Now, that's raw! With a page like this one, it's possible. I write them by hand and comply to my own rules that make it possible for the reader to consume them as plain text. However, it's not very useful considering how astoundingly obfuscated modern HTML pages can get.

It's not only extremely complex HTML hierarchies that we need to deal with. Another great opponents are web applications that pretend to be webpages. Separating those two will prove itself to be useful. Not only that, it will also open us to new possibilities. Consider a dead simple script that acts similarly to regular opener:

#!/bin/sh
TMP=$(mktemp -p /dev/shm) &&
	{ TYPE=$(curl -sLw "%{content_type}\n" $@ -o "$TMP") &&
		case "$TYPE" in
			application/pdf) zathura "$TMP";;
			image/*) sxiv "$TMP";;
			text/html*) html_viewer "$TMP";;
			text/markdown*) markdown_viewer "$TMP";;
			text/*) less "$TMP";;
			*) echo "$TMP";;
		esac }
rm -f "$TMP"

You use it like this:

$ ./script https://ignore.pl/

It shows the requested content using a program that's selected based on its mime type. Here, the difference between webpage and web application is blurred. Hypothetically, using mime or some other means we could do a switch cases like these:

web-application/html+js) fork_of_chromium_or_something "$TMP";;
web-application/lua) lua_gui_sandbox "$TMP";;

The ability to support multiple competing frameworks that are meant to run seamlessly loading sandboxed applications (so, web applications) is really making me interested.

That's not the only thing though. As you can see, in this example markdown and HTML are completely separated. Markdown is no longer a format that's supposed to generate HTML but instead it becomes a stand-alone hypertext format. Because the content requests are meant to run through such demultiplexer the hyperlinks can lead from one hypertext format to another. This allows new formats and new ways of expression to grow and compete, hopefully breathing some life into an ecosystem that's currently driven by monolithic giants.

Browser That’s Part of Your Environment

Of course, a single script like the example above is not the way to go, but it's a good start as it gives insight into data flow and responsibilities. At first, just by looking at it, I decided to naively distinguish four components:

navigator: Takes address of the request from user and forwards it to a protocol daemon. Retrieved content is then pushed to opener.
protocol daemon: Acquires and caches data using a single protocol e.g., HTTP.
opener: Chooses viewers based on content type.
viewer: Presents content to user and allows to interact with it.

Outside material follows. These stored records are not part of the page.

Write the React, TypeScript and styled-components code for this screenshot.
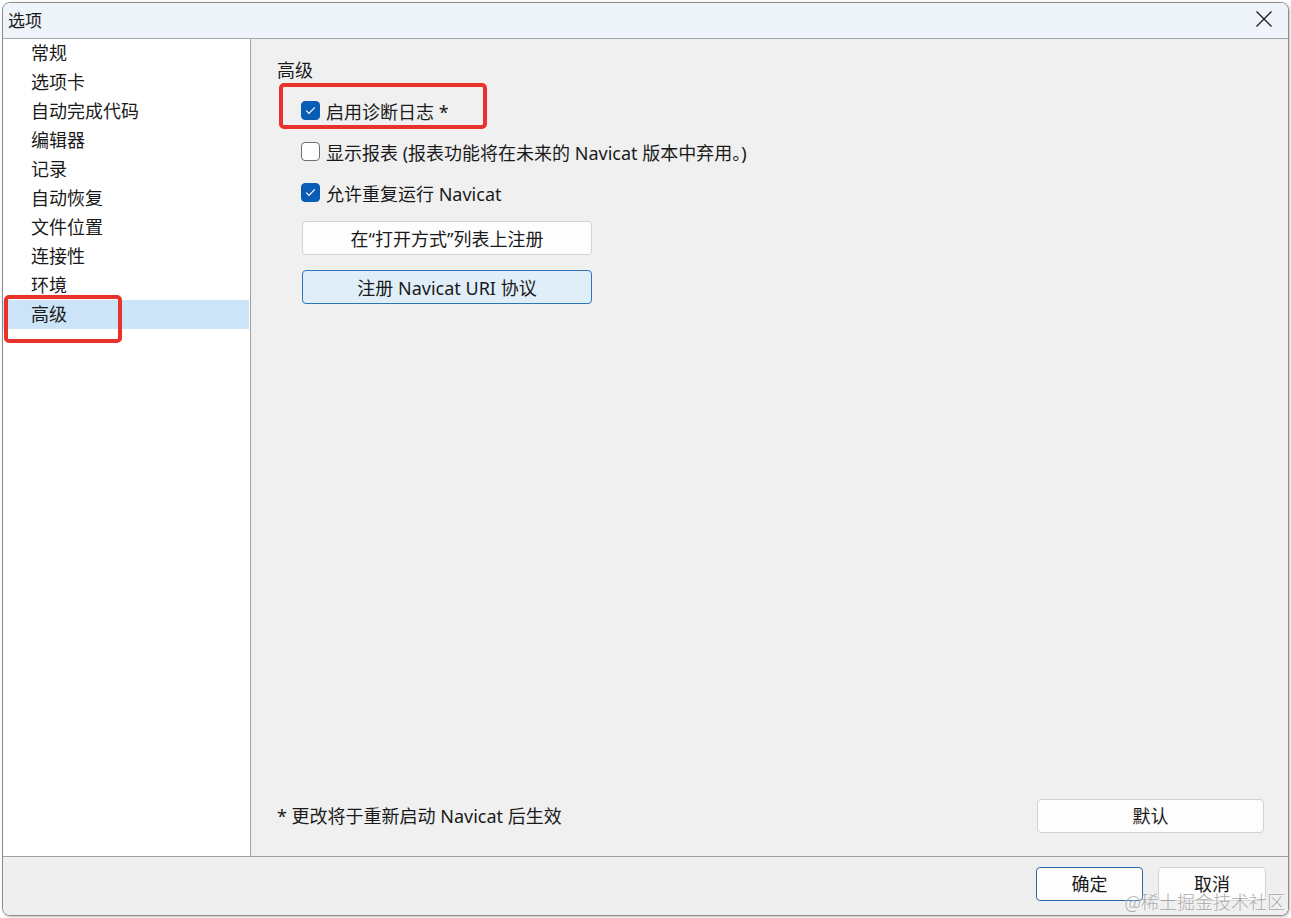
import React from "react";
import styled, { createGlobalStyle } from "styled-components";

const Global = createGlobalStyle`
  html, body { margin: 0; padding: 0; background: #ffffff; }
  body { font-family: "Noto Sans", "Noto Sans CJK SC", sans-serif; color: #1a1a1a; }
  * { box-sizing: border-box; }
`;

const Stage = styled.div`
  position: relative;
  width: 1291px;
  height: 918px;
  padding: 2px 0 0 2px;
`;

const Window = styled.div`
  width: 1287px;
  height: 914px;
  border: 1px solid #8c8c8c;
  border-radius: 8px;
  overflow: hidden;
  display: flex;
  flex-direction: column;
  background: #f0f0f0;
  box-shadow: 1px 1px 3px rgba(0, 0, 0, 0.25);
`;

const TitleBar = styled.div`
  height: 36px;
  flex: none;
  display: flex;
  align-items: center;
  justify-content: space-between;
  padding: 0 14px 3px 5px;
  background: #eef4f9;
  border-bottom: 1px solid #a6a6a6;
  font-size: 17px;
`;

const CloseButton = styled.div`
  width: 20px;
  height: 20px;
  display: flex;
  align-items: center;
  justify-content: center;
`;

const Body = styled.div`
  flex: 1;
  display: flex;
  min-height: 0;
  border-bottom: 1px solid #a0a0a0;
`;

const Sidebar = styled.div`
  width: 248px;
  flex: none;
  background: #ffffff;
  border-right: 1px solid #a0a0a0;
`;

const NavItem = styled.div<{ $active?: boolean }>`
  height: 29px;
  line-height: 28px;
  padding-left: 28px;
  font-size: 18px;
  background: ${(p) => (p.$active ? "#cce4f7" : "transparent")};
  margin-right: 1px;
`;

const Main = styled.div`
  flex: 1;
  display: flex;
  flex-direction: column;
  padding: 19px 24px 23px 26px;
`;

const Heading = styled.div`
  font-size: 18px;
  line-height: 24px;
`;

const Options = styled.div`
  display: flex;
  flex-direction: column;
  padding-left: 24px;
  margin-top: 8px;
`;

const CheckRow = styled.label`
  height: 41px;
  display: flex;
  align-items: center;
  gap: 6px;
  font-size: 18px;
`;

const Box = styled.span<{ $checked?: boolean }>`
  width: 19px;
  height: 19px;
  border-radius: 4px;
  flex: none;
  display: flex;
  align-items: center;
  justify-content: center;
  background: ${(p) => (p.$checked ? "#0a5db4" : "#ffffff")};
  border: 1px solid ${(p) => (p.$checked ? "#0a5db4" : "#6e6e6e")};
`;

const WideButton = styled.div<{ $focused?: boolean }>`
  width: 290px;
  height: 34px;
  margin-left: 1px;
  display: flex;
  align-items: center;
  justify-content: center;
  font-size: 18px;
  padding-bottom: 1px;
  border-radius: 4px;
  background: ${(p) => (p.$focused ? "#e0eef9" : "#fdfdfd")};
  border: 1px solid ${(p) => (p.$focused ? "#2e75b8" : "#d2d2d2")};
  & + & {
    margin-top: 15px;
  }
`;

const Buttons = styled.div`
  display: flex;
  flex-direction: column;
  margin-top: 8px;
`;

const Spacer = styled.div`
  flex: 1;
`;

const BottomRow = styled.div`
  display: flex;
  align-items: center;
  justify-content: space-between;
`;

const Note = styled.div`
  font-size: 18px;
  padding-bottom: 2px;
`;

const PushButton = styled.div<{ $w: number; $primary?: boolean }>`
  width: ${(p) => p.$w}px;
  height: 34px;
  display: flex;
  align-items: center;
  justify-content: center;
  font-size: 18px;
  padding-bottom: 2px;
  border-radius: 4px;
  background: #fdfdfd;
  border: 1px solid ${(p) => (p.$primary ? "#2a6aa6" : "#d2d2d2")};
`;

const Footer = styled.div`
  height: 58px;
  flex: none;
  display: flex;
  justify-content: flex-end;
  align-items: flex-start;
  gap: 15px;
  padding: 10px 22px 0 0;
  background: #efefef;
`;

const Annotation = styled.div<{ $x: number; $y: number; $w: number; $h: number }>`
  position: absolute;
  left: ${(p) => p.$x}px;
  top: ${(p) => p.$y}px;
  width: ${(p) => p.$w}px;
  height: ${(p) => p.$h}px;
  border: 4px solid #e8322b;
  border-radius: 5px;
  pointer-events: none;
`;

const Watermark = styled.div`
  position: absolute;
  right: 6px;
  bottom: 4px;
  font-family: "Noto Sans CJK SC", sans-serif;
  font-size: 18px;
  font-weight: 300;
  color: rgba(140, 140, 140, 0.75);
  text-shadow: 0 0 2px #ffffff;
`;

const Check = () => (
  <svg width="11" height="9" viewBox="0 0 11 9">
    <path d="M1.2 4.6 L4 7.4 L9.8 1.4" fill="none" stroke="#ffffff" strokeWidth="1.2" />
  </svg>
);

const navItems = ["常规", "选项卡", "自动完成代码", "编辑器", "记录", "自动恢复", "文件位置", "连接性", "环境", "高级"];

const CheckOption = ({ checked, label }: { checked?: boolean; label: string }) => (
  <CheckRow>
    <Box $checked={checked}>{checked && <Check />}</Box>
    <span>{label}</span>
  </CheckRow>
);

export default function App() {
  return (
    <Stage>
      <Global />
      <Window>
        <TitleBar>
          <span>选项</span>
          <CloseButton>
            <svg width="18" height="18" viewBox="0 0 18 18">
              <path d="M1.5 1.5 L16.5 16.5 M16.5 1.5 L1.5 16.5" stroke="#1a1a1a" strokeWidth="1.3" />
            </svg>
          </CloseButton>
        </TitleBar>
        <Body>
          <Sidebar>
            {navItems.map((n) => (
              <NavItem key={n} $active={n === "高级"}>
                {n}
              </NavItem>
            ))}
          </Sidebar>
          <Main>
            <Heading>高级</Heading>
            <Options>
              <CheckOption checked label="启用诊断日志 *" />
              <CheckOption label="显示报表 (报表功能将在未来的 Navicat 版本中弃用。)" />
              <CheckOption checked label="允许重复运行 Navicat" />
              <Buttons>
                <WideButton>在“打开方式”列表上注册</WideButton>
                <WideButton $focused>注册 Navicat URI 协议</WideButton>
              </Buttons>
            </Options>
            <Spacer />
            <BottomRow>
              <Note>* 更改将于重新启动 Navicat 后生效</Note>
              <PushButton $w={227}>默认</PushButton>
            </BottomRow>
          </Main>
        </Body>
        <Footer>
          <PushButton $w={107} $primary>
            确定
          </PushButton>
          <PushButton $w={108}>取消</PushButton>
        </Footer>
      </Window>
      <Annotation $x={279} $y={83} $w={208} $h={46} />
      <Annotation $x={4} $y={295} $w={118} $h={48} />
      <Watermark>@稀土掘金技术社区</Watermark>
    </Stage>
  );
}
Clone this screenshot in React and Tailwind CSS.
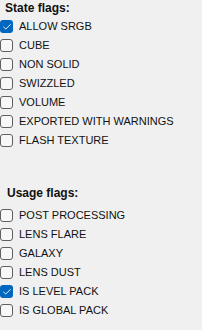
import { Check } from "lucide-react";

// ===== Flag data =====
const stateFlags = [
    { label: "ALLOW SRGB", checked: true },
    { label: "CUBE", checked: false },
    { label: "NON SOLID", checked: false },
    { label: "SWIZZLED", checked: false },
    { label: "VOLUME", checked: false },
    { label: "EXPORTED WITH WARNINGS", checked: false },
    { label: "FLASH TEXTURE", checked: false },
];

const usageFlags = [
    { label: "POST PROCESSING", checked: false },
    { label: "LENS FLARE", checked: false },
    { label: "GALAXY", checked: false },
    { label: "LENS DUST", checked: false },
    { label: "IS LEVEL PACK", checked: true },
    { label: "IS GLOBAL PACK", checked: false },
];

// ===== Checkbox row =====
const FlagRow = ({ label, checked }) => (
    <label className="flex items-center h-[19px] gap-[6px]">
        {checked ? (
            <span className="w-[13px] h-[13px] rounded-[3px] bg-[#0067c0] flex items-center justify-center">
                <Check size={10} strokeWidth={2.2} className="text-white" />
            </span>
        ) : (
            <span className="w-[13px] h-[13px] rounded-[3px] border border-[#5f5f5f] bg-[#f7f7f7]" />
        )}
        <span className="text-[11px] leading-[19px] text-[#111]">{label}</span>
    </label>
);

export default function App() {
    return (
        <div
            className="w-[202px] h-[330px] bg-[#f0f0f0] overflow-hidden"
            style={{ fontFamily: '"Liberation Sans", Arial, sans-serif' }}
        >
            <h2 className="pl-[5px] pt-[1px] text-[12px] leading-[14px] font-bold text-[#111] mb-[2px]">
                State flags:
            </h2>
            <div className="flex flex-col">
                {stateFlags.map((f) => (
                    <FlagRow key={f.label} {...f} />
                ))}
            </div>
            <h2 className="pl-[7px] mt-[36px] text-[12px] leading-[14px] font-bold text-[#111] mb-[6px]">
                Usage flags:
            </h2>
            <div className="flex flex-col">
                {usageFlags.map((f) => (
                    <FlagRow key={f.label} {...f} />
                ))}
            </div>
        </div>
    );
}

I found it to be a decent starting point and played around with it getting encouraging results. All predicted obstacles made their appearances and thanks to working prototypes shortcomings of each role were shown. In the second iteration I wanted to divide navigator into several stand-alone parts but in the end I never committed to it.

Based on the description above, it doesn't seem as if navigator would require such division. Actually, current implementation doesn't clearly show such need either. The only hints are -f option in navigator and opener, and direct calls to protocol daemon by viewers to retrieve auxiliary content (e.g., stylesheet or embedded image). Meaning navigator is hiding a plumbing-capable request resolver below the porcelain interface that's dedicated to user.

More than that, navigator may also be hiding functionality meant to support browsing history that I didn't explore yet at all. Combining it with graphic interfaces, sessions management or tabs are all question marks.

Obviously, responsibilities of the components is not the only matter to think about. Interfaces in every form are also important. I'm talking here: communication between the components of the browser, interchangeability, communication between the browser and the rest of the environment it runs in, and integration with graphical user interfaces and window managers.

For now, I plan to split navigator and look into a equivalent of an address bar.